Vakıf yükseköğretim kurumları, araştırma görevlileri, öğretim görevlileri ve doktor öğretim üyelerinin görevlerine son verirken çoğunlukla 2547 sayılı Kanun’un bu kadrolarla ilgili hükümlerinde yer alan “atama süresi sonunda görevleri kendiliğinden sona erer… yeniden atanabilirler” ifadelerine dayanmaktadır[8]. Söz konusu hükümler yükseköğretim kurumlarına takdir yetkisi tanımış olmakla beraber idarenin takdir yetkisi sınırsız değildir[9],[10]. Öğretim elemanının yeniden atanıp atanmamasına dair takdir yetkisi her idari işlemde olduğu gibi kamu yararı ve hizmet gerekleriyle sınırlıdır[11]. Konuyla ilgili idari yargı içtihadı incelendiğinde, yükseköğretim kurumlarının, yeniden atama yapmama işlemlerindeki takdir yetkilerini keyfi olarak kullanamayacakları anlaşılmaktadır. Vakıf yükseköğretim kurumları, akademik personeli yeniden atamama işlemlerinde çeşitli sebeplere dayanarak takdir yetkilerini kullandıklarını iddia edebilmektedirler. Öte yandan Danıştay içtihadı incelendiğinde, vakıf yükseköğretim kurumlarının sıklıkla sundukları sebeplerin yeniden atamamanın hukuka uygun sebebini teşkil edemedikleri anlaşılmaktadır.
***
Yazının devamını Hukuk Defterleri’nin 42. sayısında okuyabilirsiniz.
[1] Ali Dinç, “Özel üniversitelerde akademisyen kıyımı: 100’den fazla çıkartma var”, 12.07.2024, Erişim tarihi: 03.10.2024 https://bianet.org/haber/ozel-universitelerde-akademisyen-kiyimi-100den-fazla-cikartma-var-297217
[2] 2547 sayılı Yükseköğretim Kanunu (RG 06.11.1981-17506) Ek Madde 8/2: “(Ek fıkra: 15/4/2020-7243/11 md.) Vakıf yükseköğretim kurumlarında çalışan öğretim elemanlarına, unvanlarına göre Devlet yükseköğretim kurumlarında ödenen ücret tutarından az ücret verilemez. Bu fıkra kapsamında Devlet yükseköğretim kurumlarında ödenen emsal ücretin hesaplanmasında ilgili mevzuat uyarınca aylıklara ilişkin hükümlerin uygulandığı kadroya bağlı ödemeler dikkate alınır.”.

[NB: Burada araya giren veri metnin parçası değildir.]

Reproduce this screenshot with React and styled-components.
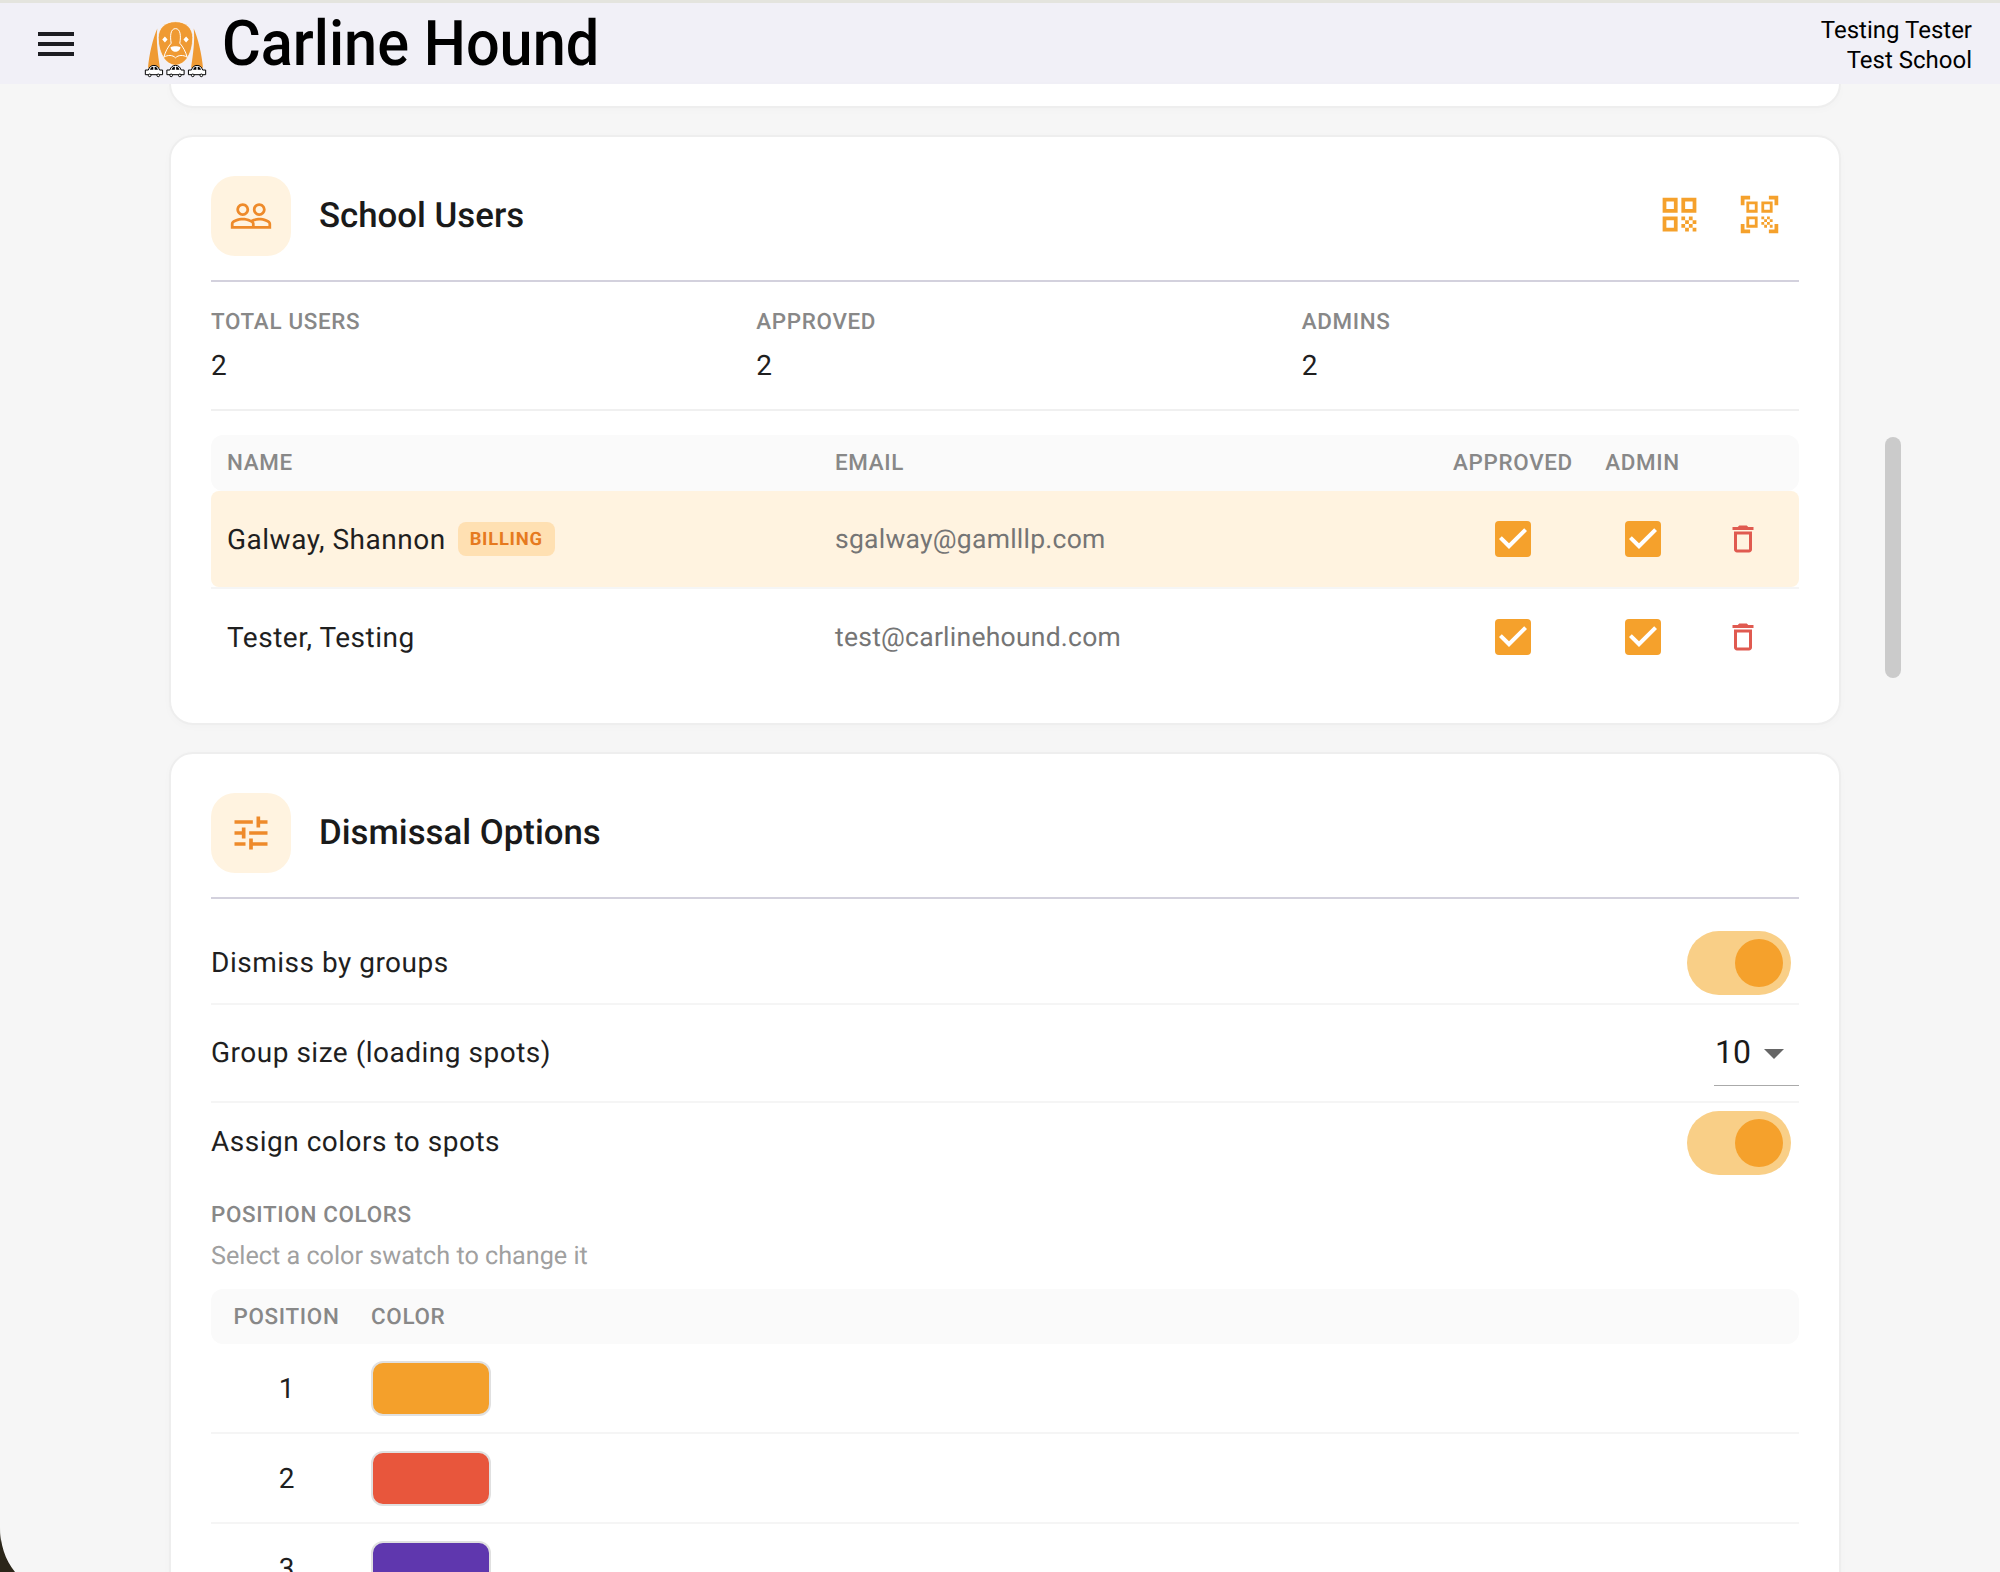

[3] “Bazı Vakıf Üniversitelerindeki Akademisyenlerin Maaşları ve İşten Çıkarılmalarına Yönelik Kamuoyuna Yansıyan Şikayetlerle İlgili Açıklama”, 14.04.2022, Erişim tarihi: 04.10.2024 https://www.yok.gov.tr/Sayfalar/Haberler/2022/yok-ten-vakif-universitelerinde-akademisyenlerin-maaslari-ve-isten-cikarmalar-ile-ilgili-aciklama.aspx
[4] Mehmet Baran Kılıç, “Vakıf üniversitelerinde akademisyen kıyımı: ‘Asıl sebep üniversitelerin piyasalaşması’”, 04.10.2024, Erişim tarihi: 04.10.2024 https://www.politikyol.com/vakif-universitelerinde-akademisyen-kiyimi-asil-sebep-universitelerin-piyasalasmasi
[5] 2547 sayılı Kanun Ek Madde 2.
[6] Uyuşmazlık Mahkemesi E. 2021/153 K. 2021/222 T. 05.04.2021; Uyuşmazlık Mahkemesi E. 2019/838 K. 2019/877 T. 23/12/2019, https://kararlar.uyusmazlik.gov.tr/.
[7] a.g.e., Yargıtay Hukuk Genel Kurulu E. 2016/9-1872 K. 2021/293 T. 18.03.2021, https://yargi.calismatoplum.org/vakif-universitelerinde-calisan-akademik-personelin-isten-cikartilmasinda-idari-yarginin-gorevli-oldugu/
[8] 2547 sayılı Kanun m. 23/1, m. 31 ve m. 33/a.
[9] Cemil Kaya, İdarenin Takdir Yetkisi ve Yargısal Denetimi, Onikilevha Yayınları, 2021, s. 3.
[10] Çalışma sırasında konuyla ilgili yayımlanmış kararlara ulaşılamasa da vakıf yükseköğretim kurumlarının kimi hallerde bu kadrolarda bulunan kişilerin görev sürelerinin bitmesini beklemeden ilişiklerini kestikleri veya bu hükümlerin hiç yer almadığı doçentlik ve profesörlük kadrolarında bulunan kişilerin de görevlerine son verdikleri görülmektedir. Bu hallerde, vakıf yükseköğretim kurumlarının neye dayanarak bu işlemleri gerçekleştirdikleri anlaşılamamaktadır.
[11] Danıştay 8. D. E. 2020/5533 K. 2023/1105 T. 09.03.2023, aktaran Hüseyin Bilgin, Ramazan Yıldırım, Serkan Çınarlı, Selami Demirkol, Mustafa Avcı (Bilgin vd.), Açıklamalı – İçtihatlı 2547 sayılı Yükseköğretim Kanunu Şerhi, Adalet Yayınevi, 2024, s. 426; Danıştay 8. D. E. 2020/2216 K. 2023/793 T. 23.02.2023, aktaran Bilgin vd. s. 450.